What is being asked:
Leave the pictures out. Return all other data exactly.

____________

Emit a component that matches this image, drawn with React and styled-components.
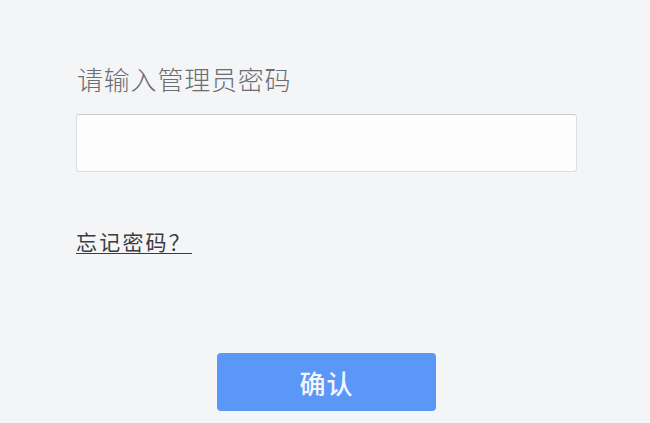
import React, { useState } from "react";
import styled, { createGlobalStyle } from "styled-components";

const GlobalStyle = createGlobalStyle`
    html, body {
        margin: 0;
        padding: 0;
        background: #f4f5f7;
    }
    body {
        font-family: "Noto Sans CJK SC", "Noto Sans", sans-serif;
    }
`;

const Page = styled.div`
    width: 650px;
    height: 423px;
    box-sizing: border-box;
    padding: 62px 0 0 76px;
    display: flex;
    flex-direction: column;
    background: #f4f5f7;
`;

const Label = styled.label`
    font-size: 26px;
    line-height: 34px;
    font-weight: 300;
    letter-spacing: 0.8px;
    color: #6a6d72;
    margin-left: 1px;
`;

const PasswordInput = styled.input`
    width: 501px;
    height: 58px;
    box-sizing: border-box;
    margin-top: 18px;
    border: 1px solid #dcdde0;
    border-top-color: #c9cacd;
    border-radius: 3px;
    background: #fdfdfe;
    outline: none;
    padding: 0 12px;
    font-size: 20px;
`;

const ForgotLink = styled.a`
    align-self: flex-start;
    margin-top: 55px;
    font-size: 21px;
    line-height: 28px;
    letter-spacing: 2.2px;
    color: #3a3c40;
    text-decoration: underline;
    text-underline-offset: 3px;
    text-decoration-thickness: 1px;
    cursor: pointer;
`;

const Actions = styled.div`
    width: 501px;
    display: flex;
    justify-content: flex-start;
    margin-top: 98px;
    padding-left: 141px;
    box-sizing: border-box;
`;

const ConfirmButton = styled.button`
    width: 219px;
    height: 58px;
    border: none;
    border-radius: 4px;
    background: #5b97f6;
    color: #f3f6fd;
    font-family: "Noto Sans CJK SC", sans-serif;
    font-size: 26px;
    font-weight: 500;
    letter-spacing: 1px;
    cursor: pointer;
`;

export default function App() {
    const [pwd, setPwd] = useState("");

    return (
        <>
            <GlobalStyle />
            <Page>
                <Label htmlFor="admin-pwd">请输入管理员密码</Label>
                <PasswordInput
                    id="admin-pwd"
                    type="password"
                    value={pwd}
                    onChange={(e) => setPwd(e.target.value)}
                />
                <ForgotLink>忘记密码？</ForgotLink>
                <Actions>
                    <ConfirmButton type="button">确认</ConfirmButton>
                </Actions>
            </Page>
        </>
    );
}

____________

Result:
Emit a component that matches this image, drawn with React and styled-components.
import React, { useState } from "react";
import styled, { createGlobalStyle } from "styled-components";

const GlobalStyle = createGlobalStyle`
    html, body {
        margin: 0;
        padding: 0;
        background: #f4f5f7;
    }
    body {
        font-family: "Noto Sans CJK SC", "Noto Sans", sans-serif;
    }
`;

const Page = styled.div`
    width: 650px;
    height: 423px;
    box-sizing: border-box;
    padding: 62px 0 0 76px;
    display: flex;
    flex-direction: column;
    background: #f4f5f7;
`;

const Label = styled.label`
    font-size: 26px;
    line-height: 34px;
    font-weight: 300;
    letter-spacing: 0.8px;
    color: #6a6d72;
    margin-left: 1px;
`;

const PasswordInput = styled.input`
    width: 501px;
    height: 58px;
    box-sizing: border-box;
    margin-top: 18px;
    border: 1px solid #dcdde0;
    border-top-color: #c9cacd;
    border-radius: 3px;
    background: #fdfdfe;
    outline: none;
    padding: 0 12px;
    font-size: 20px;
`;

const ForgotLink = styled.a`
    align-self: flex-start;
    margin-top: 55px;
    font-size: 21px;
    line-height: 28px;
    letter-spacing: 2.2px;
    color: #3a3c40;
    text-decoration: underline;
    text-underline-offset: 3px;
    text-decoration-thickness: 1px;
    cursor: pointer;
`;

const Actions = styled.div`
    width: 501px;
    display: flex;
    justify-content: flex-start;
    margin-top: 98px;
    padding-left: 141px;
    box-sizing: border-box;
`;

const ConfirmButton = styled.button`
    width: 219px;
    height: 58px;
    border: none;
    border-radius: 4px;
    background: #5b97f6;
    color: #f3f6fd;
    font-family: "Noto Sans CJK SC", sans-serif;
    font-size: 26px;
    font-weight: 500;
    letter-spacing: 1px;
    cursor: pointer;
`;

export default function App() {
    const [pwd, setPwd] = useState("");

    return (
        <>
            <GlobalStyle />
            <Page>
                <Label htmlFor="admin-pwd">请输入管理员密码</Label>
                <PasswordInput
                    id="admin-pwd"
                    type="password"
                    value={pwd}
                    onChange={(e) => setPwd(e.target.value)}
                />
                <ForgotLink>忘记密码？</ForgotLink>
                <Actions>
                    <ConfirmButton type="button">确认</ConfirmButton>
                </Actions>
            </Page>
        </>
    );
}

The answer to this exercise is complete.